How is this relevant for the U.S.?
The VHP, or the Vishwa Hindu Parishad, is the international wing of the RSS; it is the international wing of the Hindu right wing. This organization exists in the U.S., Canada and the UK. Historically the VHP has been accused of funneling in foreign cash to fund Hindu nationalist groups existent in India. The VHP was established in New York in 1970 as a non-profit organization by Mahesh Mehta, who received training from the RSS chief M.S. Golwalkar, who himself idealized Nazism and was a violent anti-communist. He even suggested a holocaust of Muslims in India. This organization has also pressurized local state governments across the U.S. to bend local laws in their favor.
The VHP operate in 21 chapters across the U.S. and has smaller local organizations such as the American Hindus Against Defamation, Hindu Students Council, Hindu Mandir Executive Conference and Hindu University of America.

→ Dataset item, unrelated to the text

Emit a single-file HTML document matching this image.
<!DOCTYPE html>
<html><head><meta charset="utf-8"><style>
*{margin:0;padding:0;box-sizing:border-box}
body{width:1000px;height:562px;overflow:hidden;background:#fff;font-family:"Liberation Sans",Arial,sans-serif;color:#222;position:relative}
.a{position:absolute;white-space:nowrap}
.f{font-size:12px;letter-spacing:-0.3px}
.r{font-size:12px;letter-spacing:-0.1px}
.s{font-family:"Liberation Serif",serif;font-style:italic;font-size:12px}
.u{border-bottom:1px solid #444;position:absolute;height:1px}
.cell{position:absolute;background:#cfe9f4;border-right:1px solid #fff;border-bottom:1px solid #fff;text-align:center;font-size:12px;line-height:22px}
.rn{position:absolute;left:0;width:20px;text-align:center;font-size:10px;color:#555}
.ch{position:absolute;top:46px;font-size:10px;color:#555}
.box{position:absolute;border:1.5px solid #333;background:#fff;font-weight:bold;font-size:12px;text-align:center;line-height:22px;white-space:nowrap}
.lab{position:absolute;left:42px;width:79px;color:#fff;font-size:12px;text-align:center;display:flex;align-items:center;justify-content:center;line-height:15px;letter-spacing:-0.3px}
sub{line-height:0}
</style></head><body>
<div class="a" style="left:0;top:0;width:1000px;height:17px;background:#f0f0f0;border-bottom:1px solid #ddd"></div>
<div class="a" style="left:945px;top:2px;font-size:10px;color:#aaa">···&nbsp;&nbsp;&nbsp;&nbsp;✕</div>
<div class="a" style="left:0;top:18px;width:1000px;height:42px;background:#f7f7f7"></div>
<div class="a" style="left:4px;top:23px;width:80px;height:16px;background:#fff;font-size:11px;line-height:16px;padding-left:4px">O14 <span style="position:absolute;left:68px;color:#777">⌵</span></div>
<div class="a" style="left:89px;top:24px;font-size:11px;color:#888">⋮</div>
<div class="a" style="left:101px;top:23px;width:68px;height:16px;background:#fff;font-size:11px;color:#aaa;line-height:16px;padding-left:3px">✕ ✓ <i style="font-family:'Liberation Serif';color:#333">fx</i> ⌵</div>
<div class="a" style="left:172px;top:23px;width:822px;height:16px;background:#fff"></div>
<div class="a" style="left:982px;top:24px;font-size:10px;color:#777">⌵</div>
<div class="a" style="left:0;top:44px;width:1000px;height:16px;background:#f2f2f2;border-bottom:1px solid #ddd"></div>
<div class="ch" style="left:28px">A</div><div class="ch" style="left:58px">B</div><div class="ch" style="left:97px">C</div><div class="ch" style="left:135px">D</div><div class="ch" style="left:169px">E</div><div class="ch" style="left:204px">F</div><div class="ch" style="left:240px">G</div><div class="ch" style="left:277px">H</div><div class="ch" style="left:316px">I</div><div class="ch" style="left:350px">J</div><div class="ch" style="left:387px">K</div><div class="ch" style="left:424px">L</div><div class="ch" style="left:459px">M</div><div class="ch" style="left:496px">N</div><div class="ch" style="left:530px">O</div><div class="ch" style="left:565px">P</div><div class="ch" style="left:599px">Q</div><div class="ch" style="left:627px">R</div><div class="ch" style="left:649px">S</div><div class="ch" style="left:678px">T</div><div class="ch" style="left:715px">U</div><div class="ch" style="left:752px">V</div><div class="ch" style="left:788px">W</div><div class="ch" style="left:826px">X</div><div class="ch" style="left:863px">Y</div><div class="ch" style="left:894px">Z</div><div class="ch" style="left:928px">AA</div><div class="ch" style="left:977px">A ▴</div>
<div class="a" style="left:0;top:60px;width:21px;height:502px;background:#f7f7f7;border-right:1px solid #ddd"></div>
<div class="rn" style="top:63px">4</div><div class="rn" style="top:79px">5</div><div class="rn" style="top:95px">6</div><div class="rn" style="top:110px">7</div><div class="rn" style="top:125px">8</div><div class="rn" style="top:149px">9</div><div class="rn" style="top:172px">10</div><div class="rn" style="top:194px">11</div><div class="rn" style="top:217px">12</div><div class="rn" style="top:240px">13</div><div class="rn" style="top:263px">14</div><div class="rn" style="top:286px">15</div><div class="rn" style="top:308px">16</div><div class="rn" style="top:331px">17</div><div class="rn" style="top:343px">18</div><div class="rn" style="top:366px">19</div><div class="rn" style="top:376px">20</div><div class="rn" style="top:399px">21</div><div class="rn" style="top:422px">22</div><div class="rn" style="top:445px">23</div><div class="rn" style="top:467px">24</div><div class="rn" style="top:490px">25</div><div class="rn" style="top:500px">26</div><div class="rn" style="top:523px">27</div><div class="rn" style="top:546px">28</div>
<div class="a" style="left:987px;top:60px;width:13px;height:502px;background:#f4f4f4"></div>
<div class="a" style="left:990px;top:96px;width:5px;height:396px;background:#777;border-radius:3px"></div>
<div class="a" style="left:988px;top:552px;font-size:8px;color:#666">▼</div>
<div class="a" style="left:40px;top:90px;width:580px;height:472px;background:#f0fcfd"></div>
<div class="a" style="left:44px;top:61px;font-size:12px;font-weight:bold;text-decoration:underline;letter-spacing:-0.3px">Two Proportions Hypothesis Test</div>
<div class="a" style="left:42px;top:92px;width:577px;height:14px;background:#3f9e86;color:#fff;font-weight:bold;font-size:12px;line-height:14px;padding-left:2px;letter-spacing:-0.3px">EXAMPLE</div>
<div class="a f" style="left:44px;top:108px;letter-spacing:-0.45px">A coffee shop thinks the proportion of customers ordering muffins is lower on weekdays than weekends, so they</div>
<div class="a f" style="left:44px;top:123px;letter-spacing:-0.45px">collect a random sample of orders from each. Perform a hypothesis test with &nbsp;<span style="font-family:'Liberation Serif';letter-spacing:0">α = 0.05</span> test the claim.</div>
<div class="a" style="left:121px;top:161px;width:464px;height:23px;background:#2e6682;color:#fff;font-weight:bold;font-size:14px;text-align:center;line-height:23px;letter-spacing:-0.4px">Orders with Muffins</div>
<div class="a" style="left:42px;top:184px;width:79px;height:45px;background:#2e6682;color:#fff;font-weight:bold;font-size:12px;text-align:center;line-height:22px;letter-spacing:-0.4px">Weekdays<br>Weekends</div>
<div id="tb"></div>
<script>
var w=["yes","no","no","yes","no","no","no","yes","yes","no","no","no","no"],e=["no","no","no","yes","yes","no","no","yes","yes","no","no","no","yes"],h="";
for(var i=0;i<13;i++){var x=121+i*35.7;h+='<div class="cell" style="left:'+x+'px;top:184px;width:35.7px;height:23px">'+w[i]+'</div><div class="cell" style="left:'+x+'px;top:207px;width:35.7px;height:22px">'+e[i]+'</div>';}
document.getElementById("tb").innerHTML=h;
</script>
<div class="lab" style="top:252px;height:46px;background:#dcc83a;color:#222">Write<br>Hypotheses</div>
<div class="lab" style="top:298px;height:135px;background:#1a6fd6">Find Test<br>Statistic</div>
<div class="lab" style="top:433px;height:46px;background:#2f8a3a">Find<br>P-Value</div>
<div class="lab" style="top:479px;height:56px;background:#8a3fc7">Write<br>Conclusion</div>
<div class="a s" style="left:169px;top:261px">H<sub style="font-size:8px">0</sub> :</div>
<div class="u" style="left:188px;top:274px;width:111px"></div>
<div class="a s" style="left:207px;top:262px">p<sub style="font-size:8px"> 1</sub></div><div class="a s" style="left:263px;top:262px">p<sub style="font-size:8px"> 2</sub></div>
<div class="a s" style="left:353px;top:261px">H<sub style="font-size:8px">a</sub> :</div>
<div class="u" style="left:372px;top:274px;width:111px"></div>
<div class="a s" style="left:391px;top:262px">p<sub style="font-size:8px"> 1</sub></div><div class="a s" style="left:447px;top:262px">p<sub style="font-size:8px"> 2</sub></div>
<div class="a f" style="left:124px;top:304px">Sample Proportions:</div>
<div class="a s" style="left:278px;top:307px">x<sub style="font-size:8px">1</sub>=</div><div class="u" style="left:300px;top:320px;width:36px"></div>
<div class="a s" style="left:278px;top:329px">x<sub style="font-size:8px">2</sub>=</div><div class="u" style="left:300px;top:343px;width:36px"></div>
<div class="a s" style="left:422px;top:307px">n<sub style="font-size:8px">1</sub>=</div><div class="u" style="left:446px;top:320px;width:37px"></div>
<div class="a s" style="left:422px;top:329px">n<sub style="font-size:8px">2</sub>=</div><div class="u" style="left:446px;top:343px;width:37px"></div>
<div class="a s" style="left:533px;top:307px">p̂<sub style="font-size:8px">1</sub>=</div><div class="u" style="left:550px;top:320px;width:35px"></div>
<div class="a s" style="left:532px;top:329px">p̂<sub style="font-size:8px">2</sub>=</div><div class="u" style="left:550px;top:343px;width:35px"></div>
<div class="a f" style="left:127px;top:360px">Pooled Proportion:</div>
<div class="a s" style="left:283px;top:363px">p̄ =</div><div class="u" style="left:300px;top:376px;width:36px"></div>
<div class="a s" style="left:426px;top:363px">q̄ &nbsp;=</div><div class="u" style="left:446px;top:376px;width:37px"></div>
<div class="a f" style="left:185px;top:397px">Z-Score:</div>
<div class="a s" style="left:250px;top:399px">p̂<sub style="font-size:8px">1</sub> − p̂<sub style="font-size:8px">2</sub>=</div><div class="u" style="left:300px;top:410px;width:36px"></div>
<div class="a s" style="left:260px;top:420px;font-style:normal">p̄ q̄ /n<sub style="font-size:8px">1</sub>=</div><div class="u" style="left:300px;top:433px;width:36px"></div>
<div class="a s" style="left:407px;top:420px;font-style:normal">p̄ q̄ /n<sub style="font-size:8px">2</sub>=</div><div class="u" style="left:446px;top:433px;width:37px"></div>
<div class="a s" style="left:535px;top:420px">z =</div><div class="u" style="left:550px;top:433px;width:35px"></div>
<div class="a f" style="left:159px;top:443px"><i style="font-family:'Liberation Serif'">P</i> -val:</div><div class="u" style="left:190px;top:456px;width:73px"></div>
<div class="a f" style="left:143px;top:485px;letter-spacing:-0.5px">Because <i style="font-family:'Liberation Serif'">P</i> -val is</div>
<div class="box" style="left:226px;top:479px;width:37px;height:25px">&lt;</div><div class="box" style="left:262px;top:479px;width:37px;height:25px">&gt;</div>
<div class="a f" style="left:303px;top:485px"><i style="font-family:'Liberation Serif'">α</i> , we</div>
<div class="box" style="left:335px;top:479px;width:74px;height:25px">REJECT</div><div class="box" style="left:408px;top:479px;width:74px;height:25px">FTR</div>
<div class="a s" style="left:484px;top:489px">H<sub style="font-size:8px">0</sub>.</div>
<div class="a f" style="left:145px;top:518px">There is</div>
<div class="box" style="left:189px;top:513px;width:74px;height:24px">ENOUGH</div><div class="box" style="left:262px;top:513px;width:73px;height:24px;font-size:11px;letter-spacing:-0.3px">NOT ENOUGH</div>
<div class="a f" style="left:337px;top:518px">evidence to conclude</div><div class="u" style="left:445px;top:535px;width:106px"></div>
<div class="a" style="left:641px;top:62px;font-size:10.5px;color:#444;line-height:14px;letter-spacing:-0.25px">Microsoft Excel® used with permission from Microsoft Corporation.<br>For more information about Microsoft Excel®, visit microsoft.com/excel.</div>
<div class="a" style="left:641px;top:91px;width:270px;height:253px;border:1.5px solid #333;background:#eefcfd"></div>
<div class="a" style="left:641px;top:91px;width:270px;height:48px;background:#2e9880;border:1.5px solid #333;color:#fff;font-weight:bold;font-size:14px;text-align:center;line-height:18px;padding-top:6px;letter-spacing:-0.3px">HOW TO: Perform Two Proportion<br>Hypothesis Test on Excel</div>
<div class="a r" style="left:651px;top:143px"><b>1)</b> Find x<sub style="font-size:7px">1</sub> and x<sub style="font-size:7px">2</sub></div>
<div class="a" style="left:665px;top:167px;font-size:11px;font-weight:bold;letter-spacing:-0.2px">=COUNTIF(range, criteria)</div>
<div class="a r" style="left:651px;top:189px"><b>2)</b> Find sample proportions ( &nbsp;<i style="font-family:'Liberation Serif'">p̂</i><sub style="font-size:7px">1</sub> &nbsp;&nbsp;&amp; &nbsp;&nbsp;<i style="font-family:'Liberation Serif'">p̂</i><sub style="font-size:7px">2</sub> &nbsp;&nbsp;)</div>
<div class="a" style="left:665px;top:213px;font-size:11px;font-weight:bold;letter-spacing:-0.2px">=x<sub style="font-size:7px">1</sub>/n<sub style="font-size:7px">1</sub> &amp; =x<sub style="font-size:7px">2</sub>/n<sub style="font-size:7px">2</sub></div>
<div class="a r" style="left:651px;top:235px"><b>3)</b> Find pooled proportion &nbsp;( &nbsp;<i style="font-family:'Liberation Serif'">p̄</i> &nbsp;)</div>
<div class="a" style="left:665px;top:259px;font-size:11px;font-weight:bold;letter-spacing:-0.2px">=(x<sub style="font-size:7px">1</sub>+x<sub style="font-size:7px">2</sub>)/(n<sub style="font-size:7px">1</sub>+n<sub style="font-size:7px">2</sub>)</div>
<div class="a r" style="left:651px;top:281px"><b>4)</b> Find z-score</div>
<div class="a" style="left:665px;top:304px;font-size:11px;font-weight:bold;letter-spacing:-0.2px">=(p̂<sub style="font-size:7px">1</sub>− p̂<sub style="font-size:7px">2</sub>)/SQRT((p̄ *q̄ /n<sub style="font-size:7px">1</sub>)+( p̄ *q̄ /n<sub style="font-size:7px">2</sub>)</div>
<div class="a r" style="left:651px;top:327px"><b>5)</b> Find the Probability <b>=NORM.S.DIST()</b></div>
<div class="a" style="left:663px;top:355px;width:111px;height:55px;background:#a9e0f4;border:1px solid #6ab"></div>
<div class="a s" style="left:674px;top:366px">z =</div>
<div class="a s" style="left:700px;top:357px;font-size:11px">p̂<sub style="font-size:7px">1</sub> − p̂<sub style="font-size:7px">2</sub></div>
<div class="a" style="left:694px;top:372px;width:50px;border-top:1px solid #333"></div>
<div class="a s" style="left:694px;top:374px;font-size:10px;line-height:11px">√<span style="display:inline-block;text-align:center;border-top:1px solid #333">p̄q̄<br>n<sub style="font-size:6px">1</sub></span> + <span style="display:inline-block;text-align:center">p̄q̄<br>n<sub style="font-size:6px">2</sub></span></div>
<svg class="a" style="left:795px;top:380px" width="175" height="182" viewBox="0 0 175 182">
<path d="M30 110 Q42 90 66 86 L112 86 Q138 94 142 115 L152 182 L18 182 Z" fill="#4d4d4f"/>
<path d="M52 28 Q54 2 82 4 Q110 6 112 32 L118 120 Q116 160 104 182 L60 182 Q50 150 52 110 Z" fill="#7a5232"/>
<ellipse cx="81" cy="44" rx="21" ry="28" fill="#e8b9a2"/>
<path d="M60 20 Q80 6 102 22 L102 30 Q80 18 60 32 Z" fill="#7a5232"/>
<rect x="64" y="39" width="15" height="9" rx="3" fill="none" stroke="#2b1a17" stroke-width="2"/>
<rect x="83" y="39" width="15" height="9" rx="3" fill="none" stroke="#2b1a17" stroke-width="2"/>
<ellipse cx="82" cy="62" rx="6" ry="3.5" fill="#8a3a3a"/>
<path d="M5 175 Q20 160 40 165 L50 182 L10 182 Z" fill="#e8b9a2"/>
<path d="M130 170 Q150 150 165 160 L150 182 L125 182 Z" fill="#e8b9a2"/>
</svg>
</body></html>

Leading up to the consecration day, the U.S. chapter of the Vishwa Hindu Parishad (VHP), has erected over 40 billboards in ten states, including Texas, Illinois, New York, New Jersey and Georgia, and are planning car caravans in 12 or more cities across the U.S. The VHP in the past has also received funding to the tune of millions of dollars from the U.S. government and transferred these funds to hundreds of right-wing groups across India.
The BJP government has utilized several issues to build its election campaigns. In 2024 they have made the temple consecration the primary issue that they believe will create a wave of support to get them back into office. They believe that despite their several failings, this will be the uniting issue that will keep them in power. What they are missing, however, is that people are embittered by their governance and that it will be difficult for them to retain power to the extent that they expect.
In any case, the consecration day remains a stain on India's contemporary history, and only with the removal of the vile reactionary BJP government can India begin to wipe away this stain.